WHAT TO DO >> Select every line containing the word "index" from the material, and copy those lines.

PROVIDED DATA >>

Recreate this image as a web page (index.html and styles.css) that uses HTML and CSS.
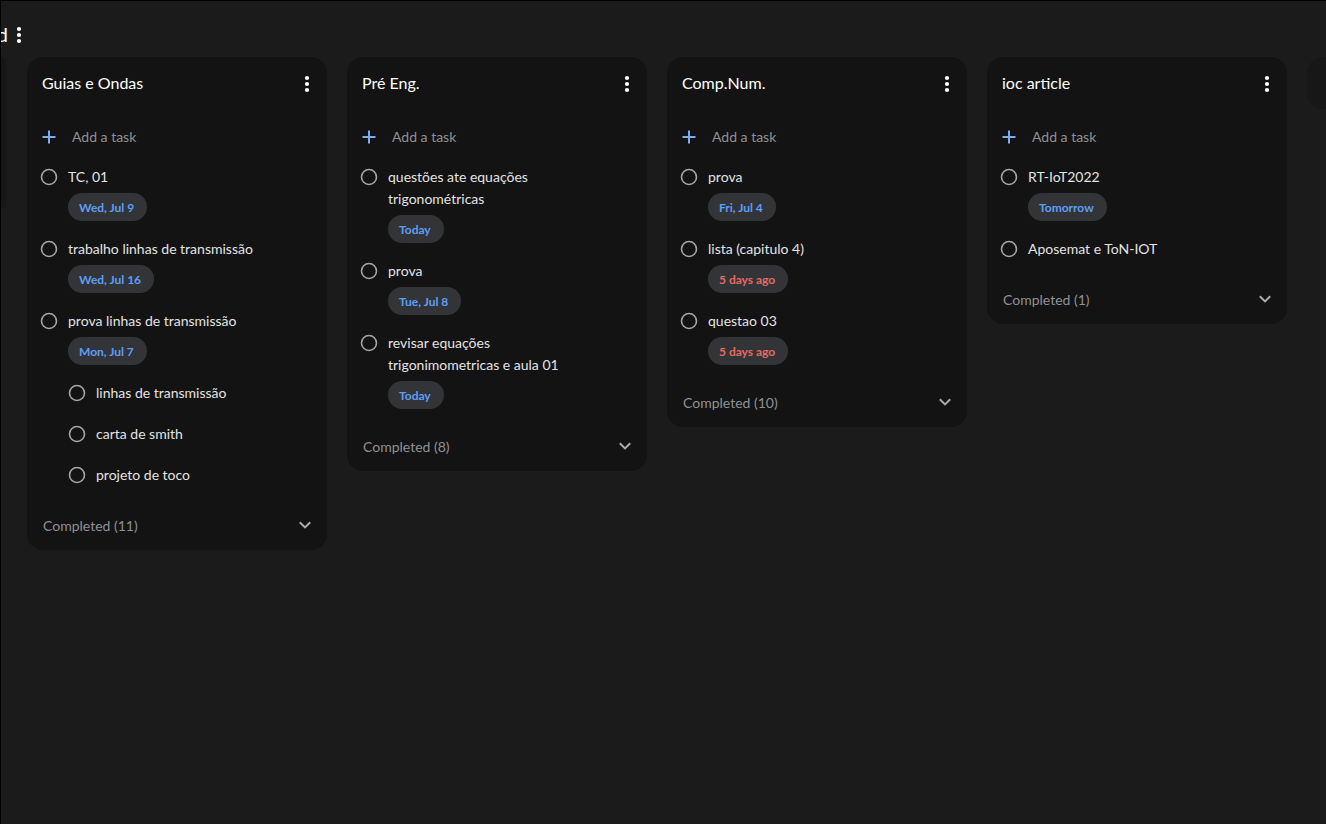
FILE: index.html
```
<!DOCTYPE html>
<html lang="en">
<head>
<meta charset="utf-8">
<title>Tasks</title>
<link rel="stylesheet" href="styles.css">
</head>
<body>
<svg class="defs" aria-hidden="true">
  <symbol id="more" viewBox="0 0 24 24"><circle cx="12" cy="6" r="2.1"/><circle cx="12" cy="12" r="2.1"/><circle cx="12" cy="18" r="2.1"/></symbol>
  <symbol id="plus" viewBox="0 0 20 20"><path d="M9 3.500h2V9h5.500v2H11v5.500H9V11H3.500V9H9z"/></symbol>
  <symbol id="chevron" viewBox="0 0 20 20"><path d="M4.800 6.200 10 11.400l5.200-5.200" fill="none" stroke="currentColor" stroke-width="2"/></symbol>
</svg>
<main class="app">
  <header class="topbar">
    <h1 class="board-name">d</h1>
    <button class="icon-button" aria-label="Board options"><svg class="icon-more"><use href="#more"/></svg></button>
  </header>
  <div class="board">
    <div class="edge edge-left"></div>

    <section class="card">
      <header class="card-head"><h2 class="card-title">Guias e Ondas</h2><button class="icon-button" aria-label="List options"><svg class="icon-more"><use href="#more"/></svg></button></header>
      <button class="add"><svg class="icon"><use href="#plus"/></svg>Add a task</button>
      <ul class="tasks">
        <li class="task"><input class="check" type="checkbox" id="a1"><div class="body"><label for="a1">TC, 01</label><button class="chip">Wed, Jul 9</button></div></li>
        <li class="task"><input class="check" type="checkbox" id="a2"><div class="body"><label for="a2">trabalho linhas de transmissão</label><button class="chip">Wed, Jul 16</button></div></li>
        <li class="task"><input class="check" type="checkbox" id="a3"><div class="body"><label for="a3">prova linhas de transmissão</label><button class="chip">Mon, Jul 7</button></div></li>
        <li class="task sub"><input class="check" type="checkbox" id="a4"><div class="body"><label for="a4">linhas de transmissão</label></div></li>
        <li class="task sub"><input class="check" type="checkbox" id="a5"><div class="body"><label for="a5">carta de smith</label></div></li>
        <li class="task sub"><input class="check" type="checkbox" id="a6"><div class="body"><label for="a6">projeto de toco</label></div></li>
      </ul>
      <button class="completed">Completed (11)<svg class="icon"><use href="#chevron"/></svg></button>
    </section>

    <section class="card">
      <header class="card-head"><h2 class="card-title">Pré Eng.</h2><button class="icon-button" aria-label="List options"><svg class="icon-more"><use href="#more"/></svg></button></header>
      <button class="add"><svg class="icon"><use href="#plus"/></svg>Add a task</button>
      <ul class="tasks">
        <li class="task"><input class="check" type="checkbox" id="b1"><div class="body"><label for="b1">questões ate equações trigonométricas</label><button class="chip">Today</button></div></li>
        <li class="task"><input class="check" type="checkbox" id="b2"><div class="body"><label for="b2">prova</label><button class="chip">Tue, Jul 8</button></div></li>
        <li class="task"><input class="check" type="checkbox" id="b3"><div class="body"><label for="b3">revisar equações trigonimometricas e aula 01</label><button class="chip">Today</button></div></li>
      </ul>
      <button class="completed">Completed (8)<svg class="icon"><use href="#chevron"/></svg></button>
    </section>

    <section class="card">
      <header class="card-head"><h2 class="card-title">Comp.Num.</h2><button class="icon-button" aria-label="List options"><svg class="icon-more"><use href="#more"/></svg></button></header>
      <button class="add"><svg class="icon"><use href="#plus"/></svg>Add a task</button>
      <ul class="tasks">
        <li class="task"><input class="check" type="checkbox" id="c1"><div class="body"><label for="c1">prova</label><button class="chip">Fri, Jul 4</button></div></li>
        <li class="task"><input class="check" type="checkbox" id="c2"><div class="body"><label for="c2">lista (capitulo 4)</label><button class="chip late">5 days ago</button></div></li>
        <li class="task"><input class="check" type="checkbox" id="c3"><div class="body"><label for="c3">questao 03</label><button class="chip late">5 days ago</button></div></li>
      </ul>
      <button class="completed">Completed (10)<svg class="icon"><use href="#chevron"/></svg></button>
    </section>

    <section class="card">
      <header class="card-head"><h2 class="card-title">ioc article</h2><button class="icon-button" aria-label="List options"><svg class="icon-more"><use href="#more"/></svg></button></header>
      <button class="add"><svg class="icon"><use href="#plus"/></svg>Add a task</button>
      <ul class="tasks">
        <li class="task"><input class="check" type="checkbox" id="d1"><div class="body"><label for="d1">RT-IoT2022</label><button class="chip">Tomorrow</button></div></li>
        <li class="task"><input class="check" type="checkbox" id="d2"><div class="body"><label for="d2">Aposemat e ToN-IOT</label></div></li>
      </ul>
      <button class="completed">Completed (1)<svg class="icon"><use href="#chevron"/></svg></button>
    </section>

    <div class="edge edge-right"></div>
  </div>
</main>
</body>
</html>
```
FILE: styles.css
```
* { box-sizing: border-box; }

body {
  margin: 0;
  background: #1b1b1b;
  color: #e3e3e3;
  font: 14px/22px Lato, sans-serif;
}

button {
  padding: 0;
  border: 0;
  background: none;
  color: inherit;
  font: inherit;
  text-align: left;
  cursor: pointer;
}

.defs { display: none; }

.app {
  min-height: 100vh;
  border-top: 1px solid #000;
  border-left: 1px solid #000;
}

.topbar {
  display: flex;
  align-items: center;
  height: 56px;
  padding-top: 12px;
}

.board-name {
  display: flex;
  justify-content: flex-end;
  width: 7px;
  margin: 0 -1px 0 0;
  padding-bottom: 2px;
  overflow: hidden;
  color: #fff;
  font-size: 20px;
  font-weight: 400;
}

.icon-button {
  display: flex;
  color: #fff;
}

.icon-more {
  width: 24px;
  height: 24px;
  fill: currentColor;
}

.icon {
  flex: none;
  width: 20px;
  height: 20px;
  fill: currentColor;
}

.board {
  display: flex;
  align-items: flex-start;
  gap: 20px;
}

.edge { background: #171717; }

.edge-left {
  width: 6px;
  height: 152px;
  border-radius: 0 16px 16px 0;
}

.edge-right {
  width: 19px;
  height: 52px;
  border-radius: 16px 0 0 16px;
}

.card {
  flex: 1 1 0;
  min-width: 0;
  border-radius: 16px;
  background: #131313;
}

.card-head {
  display: flex;
  align-items: center;
  justify-content: space-between;
  height: 54px;
  padding: 0 8px 0 15px;
}

.card-title {
  margin: 0;
  padding-bottom: 2px;
  color: #fff;
  font-size: 16px;
  font-weight: 400;
}

.add {
  display: flex;
  align-items: center;
  gap: 13px;
  width: 100%;
  height: 52px;
  padding: 0 12px;
  color: #8f9196;
}

.add .icon { color: #7cacf8; }

.tasks {
  margin: 0;
  padding: 3px 0 0;
  list-style: none;
}

.task {
  display: flex;
  gap: 10px;
  min-height: 41px;
  padding: 0 60px 0 13px;
}

.task:has(.chip) { padding-bottom: 17px; }

.sub { padding-left: 41px; }

.check {
  appearance: none;
  flex: none;
  width: 18px;
  height: 18px;
  margin: 2px 0;
  border-radius: 50%;
  background: url("data:image/svg+xml,%3Csvg xmlns='http://www.w3.org/2000/svg' viewBox='0 0 18 18'%3E%3Ccircle cx='9' cy='9' r='7.5' fill='none' stroke='%23a6a6a6' stroke-width='1.6'/%3E%3C/svg%3E");
}

.body {
  display: flex;
  flex-direction: column;
  align-items: flex-start;
  gap: 5px;
}

.chip {
  height: 28px;
  padding: 2px 13px 0 11px;
  border-radius: 14px;
  background: #333438;
  color: #5e9ef4;
  font-size: 12px;
  font-weight: 700;
}

.late { color: #e46962; }

.completed {
  display: flex;
  align-items: center;
  justify-content: space-between;
  width: 100%;
  height: 45px;
  padding: 0 12px 4px 16px;
  color: #8f9196;
}

.completed .icon { color: #a9acb3; }
```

OUTPUT FOR THIS TASK >>
Recreate this image as a web page (index.html and styles.css) that uses HTML and CSS.
FILE: index.html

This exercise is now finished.